■ **Given problem**: Write out every line below that includes the word "index".

■ **Entries shown**:
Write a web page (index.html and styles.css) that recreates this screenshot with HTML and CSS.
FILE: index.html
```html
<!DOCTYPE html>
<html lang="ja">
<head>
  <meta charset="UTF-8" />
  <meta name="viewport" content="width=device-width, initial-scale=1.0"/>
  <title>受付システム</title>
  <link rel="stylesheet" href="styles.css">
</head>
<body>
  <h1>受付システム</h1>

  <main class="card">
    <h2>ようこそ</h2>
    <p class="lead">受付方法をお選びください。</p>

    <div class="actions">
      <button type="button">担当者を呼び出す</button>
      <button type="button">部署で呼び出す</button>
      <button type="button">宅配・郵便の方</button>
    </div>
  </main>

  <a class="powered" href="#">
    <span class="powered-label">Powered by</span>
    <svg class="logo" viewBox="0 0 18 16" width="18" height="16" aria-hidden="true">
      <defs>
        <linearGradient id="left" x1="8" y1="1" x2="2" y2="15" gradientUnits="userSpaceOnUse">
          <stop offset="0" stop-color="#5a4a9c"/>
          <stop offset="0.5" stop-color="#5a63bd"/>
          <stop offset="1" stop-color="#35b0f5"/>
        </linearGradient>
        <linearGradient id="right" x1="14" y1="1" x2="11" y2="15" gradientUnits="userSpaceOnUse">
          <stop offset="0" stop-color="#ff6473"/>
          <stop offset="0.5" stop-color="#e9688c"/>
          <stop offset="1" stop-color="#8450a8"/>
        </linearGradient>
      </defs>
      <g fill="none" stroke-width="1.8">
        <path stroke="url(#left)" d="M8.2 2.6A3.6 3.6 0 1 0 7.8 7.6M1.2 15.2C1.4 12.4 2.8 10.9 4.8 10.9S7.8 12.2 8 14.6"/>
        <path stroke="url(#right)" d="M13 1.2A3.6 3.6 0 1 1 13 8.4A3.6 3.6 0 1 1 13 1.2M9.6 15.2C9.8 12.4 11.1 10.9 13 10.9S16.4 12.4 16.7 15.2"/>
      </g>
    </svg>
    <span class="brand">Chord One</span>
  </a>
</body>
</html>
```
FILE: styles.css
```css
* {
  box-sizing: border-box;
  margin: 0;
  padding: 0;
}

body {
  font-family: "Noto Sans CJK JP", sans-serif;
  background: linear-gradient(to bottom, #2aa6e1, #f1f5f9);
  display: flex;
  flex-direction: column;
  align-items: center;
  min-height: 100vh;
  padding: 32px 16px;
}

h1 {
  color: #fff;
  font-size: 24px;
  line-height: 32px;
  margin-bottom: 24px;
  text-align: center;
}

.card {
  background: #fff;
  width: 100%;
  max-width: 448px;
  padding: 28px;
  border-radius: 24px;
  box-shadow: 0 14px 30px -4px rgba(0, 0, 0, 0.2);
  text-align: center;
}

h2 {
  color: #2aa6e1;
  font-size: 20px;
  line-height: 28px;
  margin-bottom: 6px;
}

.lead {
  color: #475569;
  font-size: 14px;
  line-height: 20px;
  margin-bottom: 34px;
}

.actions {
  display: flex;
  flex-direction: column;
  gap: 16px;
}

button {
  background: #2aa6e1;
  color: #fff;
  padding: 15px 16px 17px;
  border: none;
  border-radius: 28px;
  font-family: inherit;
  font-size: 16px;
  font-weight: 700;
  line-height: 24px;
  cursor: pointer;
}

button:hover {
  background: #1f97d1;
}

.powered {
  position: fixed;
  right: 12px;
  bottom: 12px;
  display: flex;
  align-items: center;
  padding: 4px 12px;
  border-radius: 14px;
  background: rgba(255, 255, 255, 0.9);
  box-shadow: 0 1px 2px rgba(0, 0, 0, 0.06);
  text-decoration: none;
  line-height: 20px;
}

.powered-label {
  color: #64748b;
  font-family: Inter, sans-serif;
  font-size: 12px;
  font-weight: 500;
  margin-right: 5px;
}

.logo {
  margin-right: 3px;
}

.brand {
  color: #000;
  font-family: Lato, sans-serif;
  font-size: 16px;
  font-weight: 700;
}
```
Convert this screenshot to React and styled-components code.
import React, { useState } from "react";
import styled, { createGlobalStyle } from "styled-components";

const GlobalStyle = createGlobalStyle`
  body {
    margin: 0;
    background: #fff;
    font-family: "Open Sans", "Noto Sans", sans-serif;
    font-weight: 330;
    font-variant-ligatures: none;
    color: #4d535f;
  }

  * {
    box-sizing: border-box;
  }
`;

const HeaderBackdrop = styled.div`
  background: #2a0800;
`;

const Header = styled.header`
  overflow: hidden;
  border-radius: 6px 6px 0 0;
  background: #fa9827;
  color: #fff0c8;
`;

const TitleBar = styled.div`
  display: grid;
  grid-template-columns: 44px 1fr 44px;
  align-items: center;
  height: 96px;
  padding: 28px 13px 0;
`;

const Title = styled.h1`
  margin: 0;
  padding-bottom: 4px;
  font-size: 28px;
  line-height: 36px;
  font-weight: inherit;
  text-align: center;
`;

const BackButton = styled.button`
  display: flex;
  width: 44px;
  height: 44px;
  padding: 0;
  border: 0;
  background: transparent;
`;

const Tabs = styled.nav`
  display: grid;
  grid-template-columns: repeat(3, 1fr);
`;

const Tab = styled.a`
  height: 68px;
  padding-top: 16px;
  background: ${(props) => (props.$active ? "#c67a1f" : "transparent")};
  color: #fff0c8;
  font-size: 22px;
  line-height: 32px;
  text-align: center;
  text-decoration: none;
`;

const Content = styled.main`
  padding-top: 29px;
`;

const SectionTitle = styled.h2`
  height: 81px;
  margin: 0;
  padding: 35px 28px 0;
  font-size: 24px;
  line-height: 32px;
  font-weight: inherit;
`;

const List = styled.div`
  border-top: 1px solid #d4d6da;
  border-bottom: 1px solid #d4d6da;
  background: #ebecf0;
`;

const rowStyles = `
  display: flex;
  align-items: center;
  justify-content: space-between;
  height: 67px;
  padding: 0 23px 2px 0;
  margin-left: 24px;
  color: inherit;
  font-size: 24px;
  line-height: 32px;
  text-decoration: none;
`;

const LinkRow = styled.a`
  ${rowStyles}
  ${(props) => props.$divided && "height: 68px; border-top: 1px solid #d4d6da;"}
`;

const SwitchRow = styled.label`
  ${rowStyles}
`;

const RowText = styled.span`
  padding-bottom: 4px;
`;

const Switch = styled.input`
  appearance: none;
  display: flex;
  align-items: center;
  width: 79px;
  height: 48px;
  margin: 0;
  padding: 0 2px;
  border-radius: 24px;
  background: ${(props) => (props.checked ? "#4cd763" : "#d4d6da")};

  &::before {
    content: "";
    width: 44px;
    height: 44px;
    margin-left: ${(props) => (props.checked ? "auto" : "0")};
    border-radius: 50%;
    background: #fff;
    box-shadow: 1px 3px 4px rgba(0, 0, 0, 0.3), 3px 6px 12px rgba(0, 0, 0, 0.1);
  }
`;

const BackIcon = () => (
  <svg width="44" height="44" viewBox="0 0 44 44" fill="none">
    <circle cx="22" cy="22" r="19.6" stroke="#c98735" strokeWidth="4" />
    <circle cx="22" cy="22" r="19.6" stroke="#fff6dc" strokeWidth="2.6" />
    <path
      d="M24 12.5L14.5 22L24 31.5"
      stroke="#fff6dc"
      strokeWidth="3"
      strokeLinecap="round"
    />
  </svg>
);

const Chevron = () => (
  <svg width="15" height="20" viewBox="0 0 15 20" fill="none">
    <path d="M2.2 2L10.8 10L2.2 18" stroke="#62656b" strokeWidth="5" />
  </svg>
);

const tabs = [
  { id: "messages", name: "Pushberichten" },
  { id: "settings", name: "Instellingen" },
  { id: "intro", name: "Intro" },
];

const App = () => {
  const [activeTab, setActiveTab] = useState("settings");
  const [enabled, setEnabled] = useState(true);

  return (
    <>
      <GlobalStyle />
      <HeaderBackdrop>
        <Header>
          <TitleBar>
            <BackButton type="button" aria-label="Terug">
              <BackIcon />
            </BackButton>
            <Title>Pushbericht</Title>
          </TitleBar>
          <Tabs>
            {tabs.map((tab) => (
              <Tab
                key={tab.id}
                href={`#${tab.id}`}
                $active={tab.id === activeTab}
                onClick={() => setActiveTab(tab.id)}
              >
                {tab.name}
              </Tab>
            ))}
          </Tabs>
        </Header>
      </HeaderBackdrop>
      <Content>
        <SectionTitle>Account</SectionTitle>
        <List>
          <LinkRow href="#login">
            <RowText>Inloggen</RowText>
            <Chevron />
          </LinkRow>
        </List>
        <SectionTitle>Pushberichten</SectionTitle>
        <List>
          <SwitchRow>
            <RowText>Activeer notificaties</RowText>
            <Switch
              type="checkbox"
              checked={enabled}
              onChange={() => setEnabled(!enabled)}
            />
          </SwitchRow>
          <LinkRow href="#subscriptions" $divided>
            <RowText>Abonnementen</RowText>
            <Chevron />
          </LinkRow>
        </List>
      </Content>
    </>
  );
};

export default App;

■ **Result for this task**:
Write a web page (index.html and styles.css) that recreates this screenshot with HTML and CSS.
FILE: index.html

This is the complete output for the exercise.